-- START Exercise inputs --
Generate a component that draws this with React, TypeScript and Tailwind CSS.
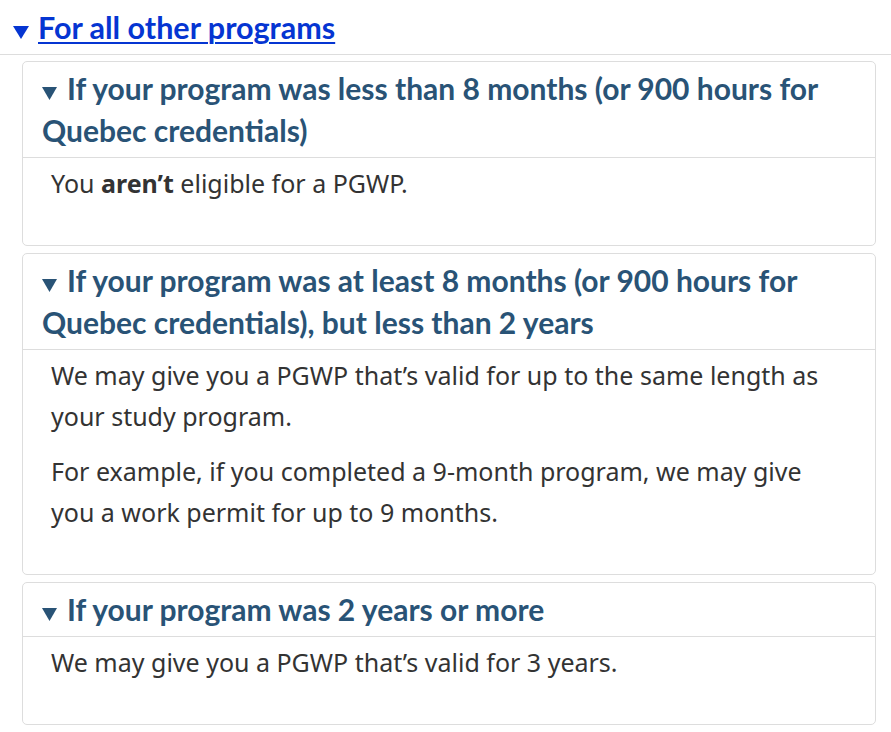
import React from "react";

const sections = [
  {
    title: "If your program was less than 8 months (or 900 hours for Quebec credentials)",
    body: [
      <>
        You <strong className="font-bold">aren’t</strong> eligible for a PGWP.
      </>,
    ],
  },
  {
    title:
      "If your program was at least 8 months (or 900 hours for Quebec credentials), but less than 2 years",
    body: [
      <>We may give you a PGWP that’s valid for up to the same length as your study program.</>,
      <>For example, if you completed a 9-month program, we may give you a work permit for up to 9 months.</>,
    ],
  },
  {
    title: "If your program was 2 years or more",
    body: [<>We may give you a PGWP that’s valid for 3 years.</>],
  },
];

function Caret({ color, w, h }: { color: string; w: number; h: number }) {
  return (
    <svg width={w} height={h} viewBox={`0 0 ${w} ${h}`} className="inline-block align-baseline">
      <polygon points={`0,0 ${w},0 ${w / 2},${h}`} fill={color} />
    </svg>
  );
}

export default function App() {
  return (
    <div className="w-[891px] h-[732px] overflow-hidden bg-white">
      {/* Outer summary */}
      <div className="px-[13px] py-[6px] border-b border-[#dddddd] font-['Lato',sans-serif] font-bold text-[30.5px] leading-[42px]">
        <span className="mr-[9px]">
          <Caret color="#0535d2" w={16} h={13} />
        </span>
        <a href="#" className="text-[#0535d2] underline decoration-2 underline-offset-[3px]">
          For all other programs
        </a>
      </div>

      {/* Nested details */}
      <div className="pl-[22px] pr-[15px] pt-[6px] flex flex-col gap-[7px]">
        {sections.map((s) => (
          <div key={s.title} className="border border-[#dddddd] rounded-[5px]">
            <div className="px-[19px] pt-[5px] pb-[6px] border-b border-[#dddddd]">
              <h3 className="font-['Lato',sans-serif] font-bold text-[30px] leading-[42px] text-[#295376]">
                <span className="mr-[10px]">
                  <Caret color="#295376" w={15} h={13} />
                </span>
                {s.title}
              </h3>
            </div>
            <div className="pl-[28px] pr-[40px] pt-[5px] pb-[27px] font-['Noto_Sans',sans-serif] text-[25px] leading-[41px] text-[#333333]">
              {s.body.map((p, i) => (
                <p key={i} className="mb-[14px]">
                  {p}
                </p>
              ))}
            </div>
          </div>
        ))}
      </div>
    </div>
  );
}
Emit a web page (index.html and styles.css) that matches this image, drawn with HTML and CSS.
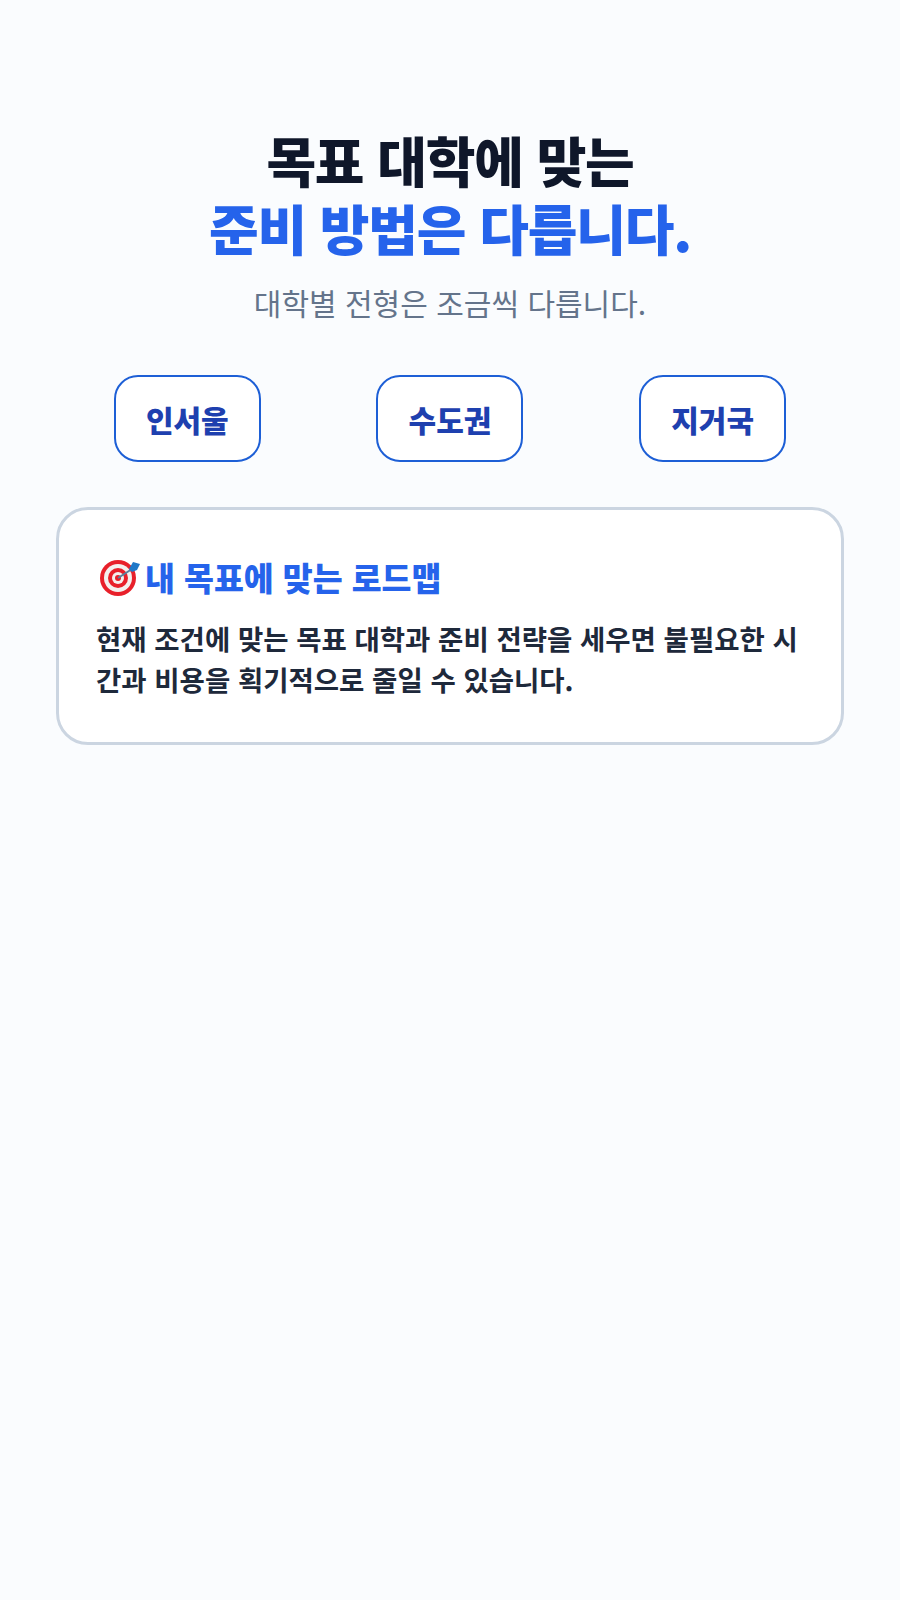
-- END Exercise inputs --
Problem description:
Pictures stay out. Repeat only the lines from the beginning of the data through the line that has "import React from".

The result:
Generate a component that draws this with React, TypeScript and Tailwind CSS.
import React from "react";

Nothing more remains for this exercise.